Radiation treatment could reduce frequency of injections

Posted: Tuesday 02 July 2024
Researcher in laboratory with syringe

A new study led by researchers from King's College London and King's College Hospital NHS Foundation Trust has shown that radiation could significantly reduce the number of injections needed to treat wet age-related macular degeneration (AMD).

The study, published in The Lancet, demonstrated that a custom-built robotic system can deliver a safe dose of radiation directly to the eye affected by wet AMD. This one-time, minimally invasive procedure is followed by standard treatment of anti-VEGF injections.

Reduce frequency of injections

The study’s results indicate that this method could reduce the need for frequent injections by up to 25%, as the radiation reduces inflammation, scarring and the formation of new blood vessels.

The robot used in the study, to deliver the radiation, employs three beams of focused radiation to precisely target the diseased part of the eye.
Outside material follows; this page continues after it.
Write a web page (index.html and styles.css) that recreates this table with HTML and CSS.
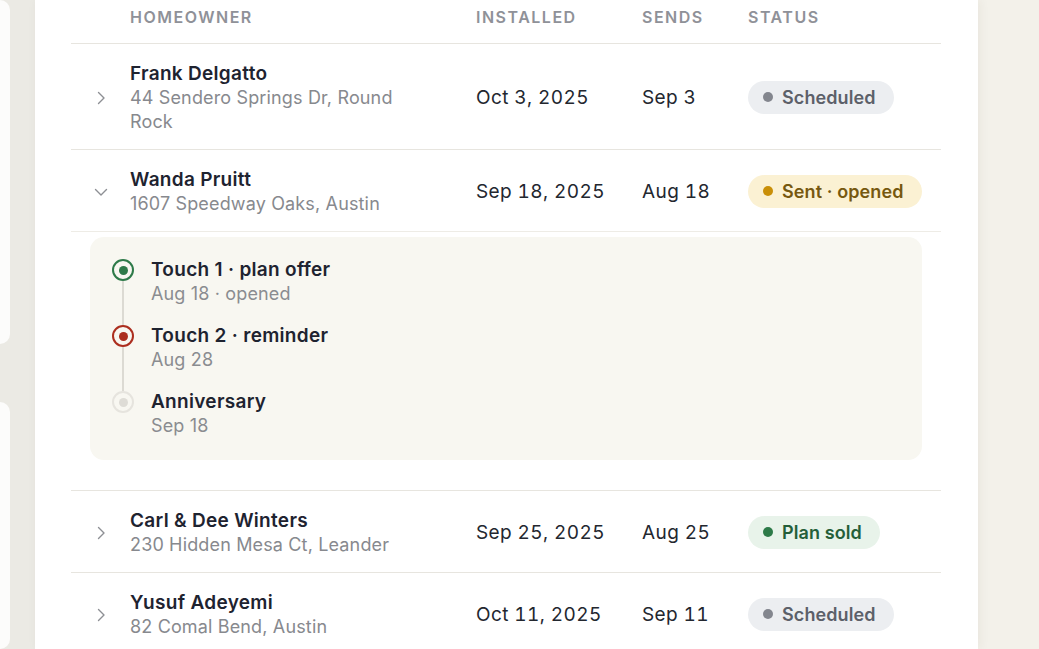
FILE: index.html
```html
<!DOCTYPE html>
<html lang="en">
<head>
    <meta charset="UTF-8">
    <meta name="viewport" content="width=device-width, initial-scale=1.0">
    <title>Follow-ups</title>
    <link rel="stylesheet" href="styles.css">
</head>
<body>
<div class="page">
    <div class="side">
        <div class="side-card side-top"></div>
        <div class="side-card side-bottom"></div>
    </div>
    <div class="panel">
        <div class="list">
            <div class="row head">
                <div></div>
                <div>Homeowner</div>
                <div>Installed</div>
                <div>Sends</div>
                <div>Status</div>
            </div>

            <div class="row">
                <div class="chev">
                    <svg width="14" height="14" viewBox="0 0 14 14"><path d="M4.5 1.5 L10 7 L4.5 12.5" fill="none" stroke="#8d8f94" stroke-width="1.4" stroke-linecap="round" stroke-linejoin="round"/></svg>
                </div>
                <div class="who">
                    <div class="name">Frank Delgatto</div>
                    <div class="addr">44 Sendero Springs Dr, Round Rock</div>
                </div>
                <div class="date">Oct 3, 2025</div>
                <div class="date">Sep 3</div>
                <div><span class="pill pill-gray"><i class="dot"></i>Scheduled</span></div>
            </div>

            <div class="row open">
                <div class="chev">
                    <svg width="14" height="14" viewBox="0 0 14 14"><path d="M1.5 4.5 L7 10 L12.5 4.5" fill="none" stroke="#8d8f94" stroke-width="1.4" stroke-linecap="round" stroke-linejoin="round"/></svg>
                </div>
                <div class="who">
                    <div class="name">Wanda Pruitt</div>
                    <div class="addr">1607 Speedway Oaks, Austin</div>
                </div>
                <div class="date">Sep 18, 2025</div>
                <div class="date">Aug 18</div>
                <div><span class="pill pill-amber"><i class="dot"></i>Sent · opened</span></div>
            </div>

            <div class="detail">
                <div class="timeline">
                    <div class="step">
                        <span class="mark mark-green"></span>
                        <div>
                            <div class="step-title">Touch 1 · plan offer</div>
                            <div class="step-sub">Aug 18 · opened</div>
                        </div>
                    </div>
                    <div class="step">
                        <span class="mark mark-red"></span>
                        <div>
                            <div class="step-title">Touch 2 · reminder</div>
                            <div class="step-sub">Aug 28</div>
                        </div>
                    </div>
                    <div class="step last">
                        <span class="mark mark-idle"></span>
                        <div>
                            <div class="step-title">Anniversary</div>
                            <div class="step-sub">Sep 18</div>
                        </div>
                    </div>
                </div>
            </div>

            <div class="row">
                <div class="chev">
                    <svg width="14" height="14" viewBox="0 0 14 14"><path d="M4.5 1.5 L10 7 L4.5 12.5" fill="none" stroke="#8d8f94" stroke-width="1.4" stroke-linecap="round" stroke-linejoin="round"/></svg>
                </div>
                <div class="who">
                    <div class="name">Carl &amp; Dee Winters</div>
                    <div class="addr">230 Hidden Mesa Ct, Leander</div>
                </div>
                <div class="date">Sep 25, 2025</div>
                <div class="date">Aug 25</div>
                <div><span class="pill pill-green"><i class="dot"></i>Plan sold</span></div>
            </div>

            <div class="row">
                <div class="chev">
                    <svg width="14" height="14" viewBox="0 0 14 14"><path d="M4.5 1.5 L10 7 L4.5 12.5" fill="none" stroke="#8d8f94" stroke-width="1.4" stroke-linecap="round" stroke-linejoin="round"/></svg>
                </div>
                <div class="who">
                    <div class="name">Yusuf Adeyemi</div>
                    <div class="addr">82 Comal Bend, Austin</div>
                </div>
                <div class="date">Oct 11, 2025</div>
                <div class="date">Sep 11</div>
                <div><span class="pill pill-gray"><i class="dot"></i>Scheduled</span></div>
            </div>
        </div>
    </div>
    <div class="rest"></div>
</div>
</body>
</html>
```

FILE: styles.css
```css
body {
    margin: 0;
    padding: 0;
    font-family: Inter, "Noto Sans", sans-serif;
    background-color: #f3f1ea;
    color: #1e2330;
}

.page {
    display: flex;
    height: 649px;
    overflow: hidden;
}

.side {
    width: 35px;
    flex-shrink: 0;
    background-color: #ebeae4;
    display: flex;
    flex-direction: column;
    gap: 58px;
}

.side-card {
    width: 10px;
    background-color: #fcfcfb;
    border-radius: 0 10px 10px 0;
}

.side-top {
    height: 344px;
}

.side-bottom {
    flex-grow: 1;
}

.panel {
    width: 943px;
    flex-shrink: 0;
    background-color: #fff;
    box-shadow: 2px 0 10px rgba(60, 50, 30, 0.06);
    padding: 0 37px 0 36px;
    box-sizing: border-box;
}

.rest {
    flex-grow: 1;
}

.row {
    display: grid;
    grid-template-columns: 59px 346px 166px 106px 1fr;
    align-items: center;
    border-bottom: 1px solid #e7e5df;
    padding: 18px 0 15px;
}

.head {
    padding: 7px 0 16px;
    font-size: 16px;
    font-weight: 600;
    letter-spacing: 1.5px;
    text-transform: uppercase;
    color: #8f9198;
    line-height: 20px;
}

.row.open {
    border-bottom: 1px solid #eeece6;
}

.chev {
    display: flex;
    justify-content: center;
    padding-left: 1px;
}

.chev svg {
    display: block;
}

.who {
    padding-right: 60px;
}

.name {
    font-size: 19px;
    font-weight: 600;
    letter-spacing: 0.3px;
    line-height: 24px;
    color: #1e2330;
}

.addr {
    font-size: 18px;
    letter-spacing: 0.15px;
    line-height: 24px;
    color: #87898e;
}

.date {
    font-size: 19px;
    font-variant-numeric: tabular-nums;
    letter-spacing: 0.4px;
    line-height: 24px;
    color: #23272f;
}

.pill {
    display: inline-flex;
    align-items: center;
    gap: 9px;
    height: 33px;
    padding: 0 18px 0 15px;
    border-radius: 17px;
    font-size: 18px;
    font-weight: 600;
    letter-spacing: 0.1px;
    white-space: nowrap;
    margin-top: -2px;
}

.dot {
    width: 10px;
    height: 10px;
    border-radius: 50%;
    display: inline-block;
}

.pill-gray {
    background-color: #eceef1;
    color: #5c6069;
}

.pill-gray .dot {
    background-color: #83868e;
}

.pill-amber {
    background-color: #fbf1d3;
    color: #76580f;
}

.pill-amber .dot {
    background-color: #c98f08;
}

.pill-green {
    background-color: #e8f3ea;
    color: #245f39;
}

.pill-green .dot {
    background-color: #2d7a48;
}

.detail {
    padding: 5px 19px 30px;
    border-bottom: 1px solid #e7e5df;
}

.timeline {
    background-color: #f8f7f1;
    border-radius: 14px;
    padding: 21px 22px 22px;
    display: flex;
    flex-direction: column;
    gap: 18px;
}

.step {
    display: flex;
    gap: 17px;
    position: relative;
}

.step-title {
    font-size: 19px;
    font-weight: 600;
    letter-spacing: 0.3px;
    line-height: 24px;
    color: #1e2330;
}

.step-sub {
    font-size: 18px;
    letter-spacing: 0.15px;
    line-height: 24px;
    color: #8a8c90;
}

.mark {
    width: 22px;
    height: 22px;
    box-sizing: border-box;
    border-radius: 50%;
    border: 2px solid;
    display: flex;
    align-items: center;
    justify-content: center;
    flex-shrink: 0;
    margin-top: 1px;
    background-color: #f8f7f1;
}

.mark::after {
    content: "";
    width: 9px;
    height: 9px;
    border-radius: 50%;
}

/* connector down to the next mark */
.step::before {
    content: "";
    position: absolute;
    left: 10px;
    top: 23px;
    width: 2px;
    height: 44px;
    background-color: #dcdad3;
}

.step.last::before {
    display: none;
}

.mark-green {
    border-color: #2e7a49;
}

.mark-green::after {
    background-color: #2e7a49;
}

.mark-red {
    border-color: #ac2e1f;
}

.mark-red::after {
    background-color: #ac2e1f;
}

.mark-idle {
    border-color: #e6e4de;
}

.mark-idle::after {
    background-color: #dedcd6;
}
```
According to the study, each patient treated with the robotic system could save the NHS £565 over the first two years, compared to those receiving traditional treatment.

Landmark trial

Professor Tim Jackson, the consultant ophthalmic surgeon who led the study, emphasised the significance of the findings.

He said: “With this purpose-built robotic system, we can target the macula with incredible precision, reducing the number of injections needed and thus easing the burden on patients.”

The study, which has been described as a "landmark trial", involved 411 participants across 30 NHS hospitals and received joint funding from the National Institute for Health and Care Research (NIHR) and the Medical Research Council (MRC). The Macular Society supported the study by helping to recruit participants.